Although considerable research is being directed to study both PA and SB in children, there is a clear evidence gap regarding the interplay between PA and SB, and how these two behaviours interact with each other within the wider context of varied environmental exposures. A recent meta-analysis by Pearson et al. explored the relationship between PA and SB among children and adolescents and concluded that even though SB is inversely associated with PA, these behaviours should not be considered as functional opposites [28]. More importantly, with the increasing usage of accelerometers [27], the entire range of waking activity is being objectively segregated into different intensities of activity (SB, moderate to vigorous PA (MVPA), and light PA (LPA)), where MVPA and LPA together depict total PA.
Current PA guidelines for children recommend at least 60 minutes of MVPA every day [29]. However, on any given day, children can accumulate this recommended quantity of MVPA, and still remain sedentary for most of the day [30]. To date, SB guidelines focus on only minimizing screen time and not the complete range of SB [31]. Moreover, researchers are now recommending a ‘whole day’ approach to healthy, active living by achieving or exceeding recommended MVPA, minimizing SB and maximizing LPA [32].
In developing active living interventions, it is imperative to understand the complex interplay of PA and SB in the context of the environmental exposures that influence them, especially in children and adolescents, as both these behaviours could track into adulthood [13,33]. This study is aimed to examine the influence of urban design, neighbourhood built and social environment, and household and individual factors on the interdependent patterns of objectively measured MVPA, LPA and SB in children aged 10–14 years in the Canadian prairie city of Saskatoon. In exploring these relationships, the influence of weekend activity has been taken into account.

2. Materials and Methods

The study is part of an active living research initiative in Saskatoon, Saskatchewan, Canada (www.smartcitieshealthykids.com). The study was conducted in accordance with the Declaration of Helsinki, and the protocol was approved by the University of Saskatchewan’s Research Ethics Board (BEH 14-222).
Figure 1. Urban design of Saskatoon depicting the three types of neighbourhoods (grid; fractured grid; curvilinear).
Figure 1. Urban design of Saskatoon depicting the three types of neighbourhoods (grid; fractured grid; curvilinear).
Ijerph 12 10995 g001

2.1. Urban Design of Saskatoon

Presently Saskatoon’s metropolitan area population of 260,600 is spread across 65 well-defined neighbourhoods [34], where the city plays a major role in urban planning including the geographic allocation of commercial, residential and institutional establishments. In 2010, when urban design data for this study were collected, Saskatoon consisted of 60 residential neighbourhoods. The neighbourhoods designed prior to 1930 surround the city centre and follow a traditional grid-patterned street design (Figure 1—Planning Era 1), typified by higher density, mixed-use neighbourhoods connected by straight, intersecting streets and back alleys. The semi-suburban neighbourhoods built between 1931 and 1966 follow a fractured grid-pattern (Figure 1—Planning Era 2). They are predominantly residential, with lower density and become progressively car-oriented as the distance from the urban centre increases. Finally, the suburban neighbourhoods built after 1967 follow curvilinear street patterns (Figure 1—Planning Era 3), characterized by low-density, almost exclusively residential and highly car-oriented configurations. Working with the City of Saskatoon’s Neighbourhood Planning Department, our Smart Cities, Healthy Kids research team has validated the three types of neighbourhoods belonging to the three different planning eras [35].
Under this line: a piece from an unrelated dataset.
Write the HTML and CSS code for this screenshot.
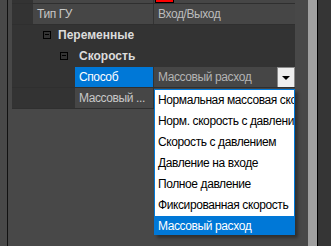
FILE: index.html
```html
<!DOCTYPE html>
<html lang="ru">
<head>
	<meta charset="UTF-8"/>
	<title>Свойства</title>
	<link rel="stylesheet" href="styles.css">
</head>
<body>
	<div class="desk">
		<div class="edge"></div>

		<div class="panel">
			<div class="grid">
				<div class="row prop">
					<div class="indent"></div>
					<div class="name"></div>
					<div class="value"><span class="swatch"></span></div>
				</div>
				<div class="row prop">
					<div class="indent"></div>
					<div class="name">Тип ГУ</div>
					<div class="value">Вход/Выход</div>
				</div>
				<div class="row cat lvl1">
					<span class="toggle"></span>
					<span class="title">Переменные</span>
				</div>
				<div class="row cat lvl2">
					<span class="toggle"></span>
					<span class="title">Скорость</span>
				</div>
				<div class="row prop deep">
					<div class="indent"></div>
					<div class="name selected">Способ</div>
					<div class="value combo">
						<span class="combo-text">Массовый расход</span>
						<span class="combo-btn"><span class="arrow"></span></span>
					</div>
				</div>
				<div class="row prop deep">
					<div class="indent"></div>
					<div class="name">Массовый ...</div>
					<div class="value"></div>
				</div>
			</div>
		</div>

		<div class="splitter"></div>
		<div class="side"></div>
	</div>

	<ul class="droplist">
		<li>Нормальная массовая скорость</li>
		<li>Норм. скорость с давлением</li>
		<li>Скорость с давлением</li>
		<li>Давление на входе</li>
		<li>Полное давление</li>
		<li>Фиксированная скорость</li>
		<li class="active">Массовый расход</li>
	</ul>
</body>
</html>
```

FILE: styles.css
```css
* {
	margin: 0;
	padding: 0;
	box-sizing: border-box;
}

body {
	background-color: #484848;
	color: #c8c8c8;
	font-family: "Liberation Sans", Arial, sans-serif;
	font-size: 12px;
	letter-spacing: -.4px;
	overflow: hidden;
}

.desk {
	display: flex;
	width: 331px;
	height: 246px;
}

.edge {
	width: 8px;
	background-color: #484848;
	border-right: 1px solid #111;
}

.panel {
	width: 300px;
	padding: 0 13px 0 4px;
	background-color: #484848;
	overflow: hidden;
}

.grid {
	margin-top: -17px;
	width: 283px;
}

.row {
	display: flex;
	height: 21px;
	border-bottom: 1px solid #2f2f2f;
	line-height: 20px;
	white-space: nowrap;
}

.indent {
	width: 21px;
	background-color: #333;
}
.deep .indent {
	width: 63px;
}

.name {
	flex: 1;
	padding-left: 4px;
	background-color: #464646;
	border-right: 1px solid #333;
	overflow: hidden;
}
.name.selected {
	background-color: #0078d7;
	color: #fff;
}

.value {
	display: flex;
	width: 141px;
	padding-left: 4px;
	background-color: #464646;
	color: #bcbcbc;
	overflow: hidden;
}

.swatch {
	width: 19px;
	height: 16px;
	margin: 4px 0 0 -3px;
	background-color: #f00;
	border: 1px solid #000;
}

.combo {
	justify-content: space-between;
	color: #b4b4b4;
}
.combo-btn {
	display: flex;
	justify-content: center;
	align-items: center;
	width: 18px;
	height: 20px;
	background-color: #eee;
	border: 1px solid #8a8a8a;
	border-bottom: none;
}
.arrow {
	width: 0;
	height: 0;
	border-left: 4px solid transparent;
	border-right: 4px solid transparent;
	border-top: 4px solid #000;
	margin-top: 1px;
}

.cat {
	align-items: center;
	background-color: #333;
	border-bottom-color: #333;
	color: #dcdcdc;
	font-weight: bold;
	letter-spacing: 0;
}
.toggle {
	position: relative;
	width: 8px;
	height: 8px;
	border: 1px solid #000;
}
.toggle::after {
	content: "";
	position: absolute;
	left: 1px;
	top: 2px;
	width: 4px;
	height: 1px;
	background-color: #000;
}
.lvl1 .toggle {
	margin: 0 7px 0 31px;
}
.lvl2 .toggle {
	margin: 0 11px 0 48px;
}

.splitter {
	width: 10px;
	background-color: #a0a0a0;
	border-right: 1px solid #000;
}

.side {
	width: 13px;
	background-color: #353535;
}

.droplist {
	position: absolute;
	left: 154px;
	top: 89px;
	width: 141px;
	height: 146px;
	list-style: none;
	background-color: #fff;
	border: 1px solid #0078d7;
	box-shadow: 3px 3px 3px rgba(0, 0, 0, .35);
	overflow: hidden;
}
.droplist li {
	height: 21px;
	padding-left: 3px;
	line-height: 21px;
	color: #000;
	white-space: nowrap;
	overflow: hidden;
}
.droplist li.active {
	background-color: #0078d7;
	color: #fff;
}
```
2.2. Neighbourhood Selection and Recruitment

The neighbourhood selection and recruitment were part of the Smart Cities Healthy Kids initiative. The sampling frame for recruiting children consisted of all 60 residential neighbourhoods in 2010 in Saskatoon categorized into the three types of neighbourhoods (Figure 1). The recruitment was conducted through 30 elementary schools representing all three types of neighbourhoods. The total study sample was representative of all 60 neighbourhoods. Working with our public and Catholic school board partners, we identified four classrooms at each elementary school (grades 5 to 8) for recruitment. After preparing the schools, a letter explaining the study was sent out to children’s primary caregivers through schools with an invitation to participate in the study. Of the 1610 children aged 10–14 years that agreed to participate in the Smart Cities Healthy Kids initiative, 455 children agreed to participate in accelerometry. This study exclusively focuses on children who participated in accelerometry.

2.3. Built Environment Measures

In 2009, two validated tools called the neighbourhood active living potential and the Irvine-Minnesota inventory were used to measure specific aspects of built environment [36,37] of Saskatoon. Neighbourhood active living potential is an 18-item tool that was replicated by our team by adding a new dimension called universal accessibility (which measures disabled individuals’ access to built environment) to existing dimensions of safety, density of destinations and activity friendliness [38]. In implementing this tool, pairs of observers independently rated neighbourhood built environment by travelling a predetermined walking route created by random selection and connection of street segments. The inter-observer reliability for neighbourhood active living potential was above 80% [38].
Similarly, two observers were employed to administer the Irvine Minnesota Inventory (inter-observer reliability above 70%) to measure the built environment of neighbourhoods in five dimensions: diversity of destinations, pedestrian access, attractiveness, and safety from traffic and crime [37]. In both built environment tools, safety is measured as the observers’ perceived neighbourhood safety.

2.4. Census-based Measures

Neighbourhood level socioeconomic variables were derived from 2006 Statistics Canada Census data and 2010 G5 Census projections to account for neighbourhood social environment [39,40].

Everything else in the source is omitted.